What Regulators Can Do

Changes to the stress testing regime over the past several years have magnified these weaknesses. Regulators reduced supervisory stress scenarios from two to one. The selected scenarios each year have focused exclusively on credit risk exposures, when interest rate risk played a much more important role in 2023’s large bank failures. Getting rid of company run stress tests meant less focus on bank-specific vulnerabilities, such as concentrations of uninsured deposits. Banks between $100 and $250 billion face supervisory stress tests only every other year. As a result, a bank like SVB could pass the $100 billion threshold in 2021 and not be subject to a stress test until 2024, more than a year after it failed.

Using multiple stress scenarios and restoring bank-specific stresses would help to make supervisory stress tests more meaningful. We should also add a healthy dose of humility that acknowledges the limitations of both internal and supervisory stress tests. Unfortunately, it looks like we’re headed in the opposite direction.

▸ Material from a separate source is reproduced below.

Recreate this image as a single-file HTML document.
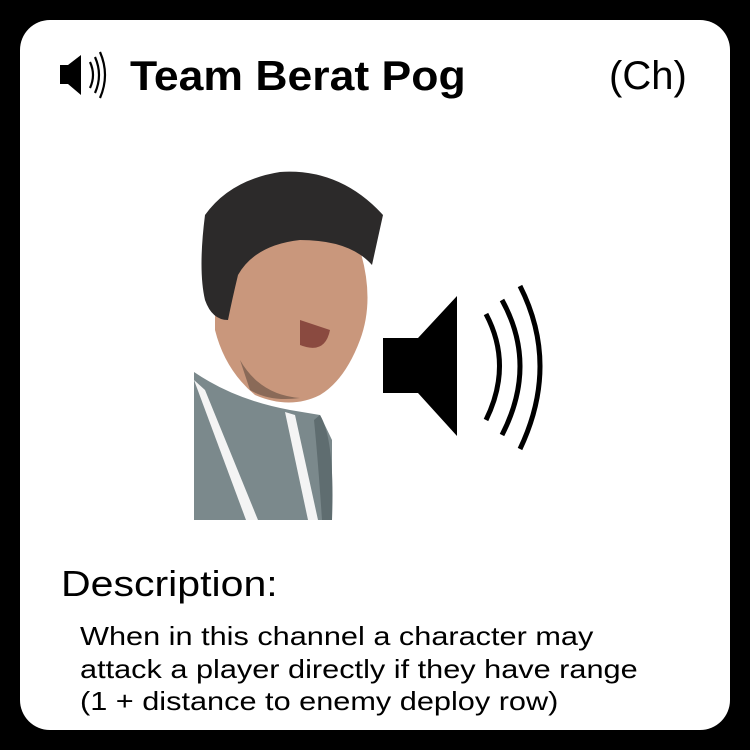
<!DOCTYPE html>
<html><head><style>
body{margin:0;width:750px;height:750px;background:#000;overflow:hidden;font-family:"Liberation Sans",sans-serif;}
.card{position:absolute;left:20px;top:20px;width:710px;height:710px;background:#fff;border-radius:30px;}
.t{position:absolute;color:#000;white-space:nowrap;transform-origin:0 0;}
</style></head><body>
<div class="card"></div>
<svg width="750" height="750" style="position:absolute;left:0;top:0">
 <path d="M60 65 H68 L81 55 V95 L68 84 H60 Z" fill="#000"/>
 <g fill="none" stroke="#000" stroke-width="2.2">
  <path d="M90 62 Q96 75 90 88"/>
  <path d="M95 57 Q103 75 95 93"/>
  <path d="M100 52 Q110 75 100 98"/>
 </g>
 <path d="M383 338 H418 L457 296 V436 L418 393 H383 Z" fill="#000"/>
 <g fill="none" stroke="#000" stroke-width="5">
  <path d="M486 314 Q513 365 486 420"/>
  <path d="M502 300 Q538 365 502 435"/>
  <path d="M520 286 Q560 365 520 449"/>
 </g>
 <path d="M194 372 Q235 400 290 410 L320 415 L332 440 L332 520 L194 520 Z" fill="#7b898c"/>
 <path d="M215 300 Q210 260 240 240 Q300 225 360 250 Q375 300 360 340 Q345 380 320 395 Q290 410 255 395 Q225 370 215 330 Z" fill="#c9977c"/>
 <path d="M300 320 Q315 325 330 330 Q325 355 300 345 Z" fill="#8a4a40"/>
 <path d="M240 360 Q260 395 300 398 Q270 402 250 390 Z" fill="#8a6a58"/>
 <path d="M205 215 Q230 180 280 172 Q340 168 383 215 L372 265 Q350 240 300 240 Q255 245 238 275 Q232 300 228 320 Q212 320 205 300 Q198 270 205 215 Z" fill="#2c2a2a"/>
 <path d="M194 380 L205 390 L258 520 L246 520 Z" fill="#f4f4f4"/>
 <path d="M285 412 L295 415 L318 520 L308 520 Z" fill="#f4f4f4"/>
 <path d="M320 415 Q335 440 332 520 L322 520 Q318 460 314 420 Z" fill="#5f6d70"/>
</svg>
<div class="t" style="left:130px;top:52px;font-size:42px;font-weight:bold;transform:scaleX(1.06)">Team Berat Pog</div>
<div class="t" style="left:609px;top:54px;font-size:40px;">(Ch)</div>
<div class="t" style="left:61px;top:563px;font-size:36px;transform:scaleX(1.14)">Description:</div>
<div class="t" style="left:80px;top:620px;font-size:26px;line-height:32.5px;transform:scaleX(1.18)">When in this channel a character may<br>attack a player directly if they have range<br>(1 + distance to enemy deploy row)</div>
</body></html>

The BPI, ABA, and other trade associations filed a lawsuit in Federal Court challenging the supervisory stress tests, including both the scenarios and the supervisory models. Loper and other recent Supreme Court decisions make it more likely banks will receive a sympathetic ear from courts when challenging regulatory actions. While the lawsuit focused mainly on some arcane process issues, much of the public discussion revolved around results. The BPI claimed the current framework produces “capital charges that are inaccurate, volatile and excessive.” Using the Main Street pretense that characterized its astroturf campaign to kill the Basel Endgame, the trade groups claim the current approach leads to “reduced lending and economic growth.” The ABA Banking Journal gets closer to the truth when noting the stress tests’ impact on “capital distributions and discretionary bonus payments.”

The Federal Reserve responded to the threatened litigation by announcing plans to make changes to the stress tests. The press release provides little detail but suggests some changes under consideration. These changes include making supervisory stress models and scenarios open for public comment and averaging results over two years. The press release did not indicate the use of multiple stress scenarios but rather plans to retain the current “exploratory analysis,” which only announces aggregate results but not for individual banks.

The Fed claims ‘these proposed changes are not designed to materially affect overall capital requirements.” Note the focus on “materially” and “overall.” Stress tests apply to individual banks rather than the overall banking system. Comments on the stress scenarios, as they always do, will focus on “plausibility,” even though supposedly implausible events occur every several years. Moreover, averaging the results over two years may make capital requirements more predictable but likely less risk focused. Let’s return to our SVB example. Using a two-period average would mean that stress tests wouldn’t have affected SVB’s capital requirements until 2026.

And then there’s the fire and ice nature of black swans. Say a bank is exposed to excessive interest rate risk and the Fed decides to run a rising rate stress scenario. The results are bad. But wait, they get to average these results with an earlier year that focused on credit risk and assumed falling rates. Of course, some banks are exposed to both risks, but more often it’s a matter of picking your poison when deciding between credit and interest rate risk.

Both regulatory capital and stress testing approaches routinely underpredict the frequency and severity of extreme events. Unfortunately, public policy approaches appear headed in the direction to make underprediction more likely. It would be like appointing someone who underpredicted US COVID deaths by 97% as head of the National Institutes of Health. Oh wait.